Pull out every line with the word "Write" from the entries below.

····················

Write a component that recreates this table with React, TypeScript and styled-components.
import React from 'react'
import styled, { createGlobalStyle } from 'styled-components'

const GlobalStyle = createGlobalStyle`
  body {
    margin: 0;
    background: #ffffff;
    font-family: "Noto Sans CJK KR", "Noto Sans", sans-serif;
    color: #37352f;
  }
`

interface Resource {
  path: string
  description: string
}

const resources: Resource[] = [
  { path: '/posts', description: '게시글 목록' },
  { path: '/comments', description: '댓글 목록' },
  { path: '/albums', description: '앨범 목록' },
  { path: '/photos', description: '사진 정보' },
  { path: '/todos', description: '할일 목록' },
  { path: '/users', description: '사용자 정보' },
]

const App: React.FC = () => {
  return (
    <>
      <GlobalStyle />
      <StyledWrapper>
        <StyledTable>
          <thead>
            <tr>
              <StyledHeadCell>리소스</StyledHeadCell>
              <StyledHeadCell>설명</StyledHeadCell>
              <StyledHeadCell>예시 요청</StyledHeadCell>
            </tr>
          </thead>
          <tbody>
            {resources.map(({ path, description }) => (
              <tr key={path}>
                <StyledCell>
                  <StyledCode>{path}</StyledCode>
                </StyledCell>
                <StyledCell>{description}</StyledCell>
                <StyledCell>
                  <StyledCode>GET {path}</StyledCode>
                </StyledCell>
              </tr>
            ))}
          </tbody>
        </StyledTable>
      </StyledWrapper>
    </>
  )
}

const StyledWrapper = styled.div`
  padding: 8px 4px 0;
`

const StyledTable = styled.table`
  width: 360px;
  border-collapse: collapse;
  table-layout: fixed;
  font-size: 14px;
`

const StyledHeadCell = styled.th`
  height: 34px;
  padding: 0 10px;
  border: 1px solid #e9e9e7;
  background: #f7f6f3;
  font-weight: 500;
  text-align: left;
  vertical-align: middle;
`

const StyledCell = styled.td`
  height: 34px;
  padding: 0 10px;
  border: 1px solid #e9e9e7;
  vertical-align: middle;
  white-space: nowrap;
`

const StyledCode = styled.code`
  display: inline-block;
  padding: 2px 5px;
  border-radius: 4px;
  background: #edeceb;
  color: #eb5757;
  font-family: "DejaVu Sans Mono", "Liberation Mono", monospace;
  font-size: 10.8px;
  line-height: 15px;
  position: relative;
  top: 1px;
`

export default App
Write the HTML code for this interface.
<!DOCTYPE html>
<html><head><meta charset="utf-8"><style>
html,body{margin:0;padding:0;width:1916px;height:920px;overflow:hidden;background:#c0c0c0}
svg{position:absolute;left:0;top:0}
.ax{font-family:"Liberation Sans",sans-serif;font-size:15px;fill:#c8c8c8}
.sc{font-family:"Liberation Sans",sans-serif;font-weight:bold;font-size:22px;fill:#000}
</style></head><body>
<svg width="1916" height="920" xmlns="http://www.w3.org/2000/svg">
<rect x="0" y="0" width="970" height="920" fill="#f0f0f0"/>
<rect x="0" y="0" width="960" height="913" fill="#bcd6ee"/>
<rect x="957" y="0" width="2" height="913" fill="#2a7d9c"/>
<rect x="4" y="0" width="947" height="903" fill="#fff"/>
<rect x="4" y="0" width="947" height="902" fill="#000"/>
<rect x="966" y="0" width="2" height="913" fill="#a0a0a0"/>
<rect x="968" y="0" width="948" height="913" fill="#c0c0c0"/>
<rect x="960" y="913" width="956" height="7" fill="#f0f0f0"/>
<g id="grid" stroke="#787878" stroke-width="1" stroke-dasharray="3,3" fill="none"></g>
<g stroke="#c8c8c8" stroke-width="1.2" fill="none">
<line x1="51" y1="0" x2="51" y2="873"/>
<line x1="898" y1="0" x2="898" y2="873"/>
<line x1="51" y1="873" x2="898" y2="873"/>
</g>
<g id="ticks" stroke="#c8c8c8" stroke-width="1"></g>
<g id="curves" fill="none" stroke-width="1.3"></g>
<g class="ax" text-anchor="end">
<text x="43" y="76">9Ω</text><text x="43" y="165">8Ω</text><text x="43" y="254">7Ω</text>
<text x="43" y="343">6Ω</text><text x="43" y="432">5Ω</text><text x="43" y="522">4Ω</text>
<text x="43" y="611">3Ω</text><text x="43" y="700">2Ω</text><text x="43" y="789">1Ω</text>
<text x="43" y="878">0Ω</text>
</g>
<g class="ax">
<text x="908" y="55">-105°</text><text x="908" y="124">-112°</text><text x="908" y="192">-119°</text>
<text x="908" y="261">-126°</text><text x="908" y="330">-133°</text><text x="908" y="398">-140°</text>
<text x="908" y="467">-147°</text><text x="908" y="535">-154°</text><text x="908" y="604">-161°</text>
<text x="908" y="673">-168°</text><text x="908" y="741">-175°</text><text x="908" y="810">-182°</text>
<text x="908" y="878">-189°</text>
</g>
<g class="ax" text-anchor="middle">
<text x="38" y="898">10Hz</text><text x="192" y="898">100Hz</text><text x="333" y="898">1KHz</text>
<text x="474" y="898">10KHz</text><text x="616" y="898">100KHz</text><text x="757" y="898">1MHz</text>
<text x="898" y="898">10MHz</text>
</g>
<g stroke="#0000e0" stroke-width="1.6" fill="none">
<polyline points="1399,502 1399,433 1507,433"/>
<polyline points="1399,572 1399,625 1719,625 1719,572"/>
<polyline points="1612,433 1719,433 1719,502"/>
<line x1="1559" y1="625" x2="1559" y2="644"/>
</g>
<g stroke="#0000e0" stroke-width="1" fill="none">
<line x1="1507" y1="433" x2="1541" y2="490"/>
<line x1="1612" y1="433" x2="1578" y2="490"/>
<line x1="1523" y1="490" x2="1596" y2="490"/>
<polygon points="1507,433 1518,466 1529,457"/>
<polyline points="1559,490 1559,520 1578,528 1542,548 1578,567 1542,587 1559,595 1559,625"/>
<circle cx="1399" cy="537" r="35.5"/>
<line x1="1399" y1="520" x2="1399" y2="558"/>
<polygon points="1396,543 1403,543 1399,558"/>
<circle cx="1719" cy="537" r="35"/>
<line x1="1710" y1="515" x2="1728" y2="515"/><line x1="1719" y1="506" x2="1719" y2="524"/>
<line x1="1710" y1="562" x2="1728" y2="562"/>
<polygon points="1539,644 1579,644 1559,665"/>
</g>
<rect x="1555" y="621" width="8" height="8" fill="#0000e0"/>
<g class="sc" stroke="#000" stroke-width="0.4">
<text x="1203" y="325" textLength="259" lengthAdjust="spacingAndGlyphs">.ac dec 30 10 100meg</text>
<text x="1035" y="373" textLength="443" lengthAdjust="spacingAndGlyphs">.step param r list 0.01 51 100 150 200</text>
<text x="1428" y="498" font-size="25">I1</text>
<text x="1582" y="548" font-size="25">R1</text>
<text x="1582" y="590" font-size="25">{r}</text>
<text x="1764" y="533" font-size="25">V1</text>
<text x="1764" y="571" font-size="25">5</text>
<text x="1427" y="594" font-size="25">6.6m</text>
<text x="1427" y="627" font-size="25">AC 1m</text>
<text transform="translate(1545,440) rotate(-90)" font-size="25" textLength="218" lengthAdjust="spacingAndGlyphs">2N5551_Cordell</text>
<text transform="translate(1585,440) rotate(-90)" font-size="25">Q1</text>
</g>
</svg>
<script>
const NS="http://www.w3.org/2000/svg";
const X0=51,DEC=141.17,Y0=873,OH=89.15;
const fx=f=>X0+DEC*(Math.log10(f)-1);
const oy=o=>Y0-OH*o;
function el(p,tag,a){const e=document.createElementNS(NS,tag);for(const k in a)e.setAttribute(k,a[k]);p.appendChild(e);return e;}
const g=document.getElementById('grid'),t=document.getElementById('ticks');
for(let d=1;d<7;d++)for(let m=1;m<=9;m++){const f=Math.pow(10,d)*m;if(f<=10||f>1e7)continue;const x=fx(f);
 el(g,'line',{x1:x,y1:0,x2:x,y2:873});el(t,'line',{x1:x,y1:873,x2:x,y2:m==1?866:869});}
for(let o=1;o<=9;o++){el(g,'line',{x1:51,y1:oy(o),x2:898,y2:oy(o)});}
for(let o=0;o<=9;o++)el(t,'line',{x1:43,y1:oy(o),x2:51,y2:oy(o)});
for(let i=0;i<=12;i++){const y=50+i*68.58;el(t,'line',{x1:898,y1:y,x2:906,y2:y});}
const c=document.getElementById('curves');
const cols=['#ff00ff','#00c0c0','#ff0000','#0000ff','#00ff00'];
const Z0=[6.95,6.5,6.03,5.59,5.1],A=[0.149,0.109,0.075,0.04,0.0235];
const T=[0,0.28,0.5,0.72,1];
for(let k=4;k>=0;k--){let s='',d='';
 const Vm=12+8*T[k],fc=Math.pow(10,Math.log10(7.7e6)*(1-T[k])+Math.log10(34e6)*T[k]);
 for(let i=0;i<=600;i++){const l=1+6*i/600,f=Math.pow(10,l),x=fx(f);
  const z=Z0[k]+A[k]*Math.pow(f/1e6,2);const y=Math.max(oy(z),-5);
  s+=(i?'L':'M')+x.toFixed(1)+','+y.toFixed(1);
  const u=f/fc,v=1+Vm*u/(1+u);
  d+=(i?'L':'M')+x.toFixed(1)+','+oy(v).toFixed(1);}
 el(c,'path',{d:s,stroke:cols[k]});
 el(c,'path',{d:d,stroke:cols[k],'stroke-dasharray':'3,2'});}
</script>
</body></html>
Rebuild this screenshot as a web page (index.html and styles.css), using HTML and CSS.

····················

■ **Full response**
Write a component that recreates this table with React, TypeScript and styled-components.
Write the HTML code for this interface.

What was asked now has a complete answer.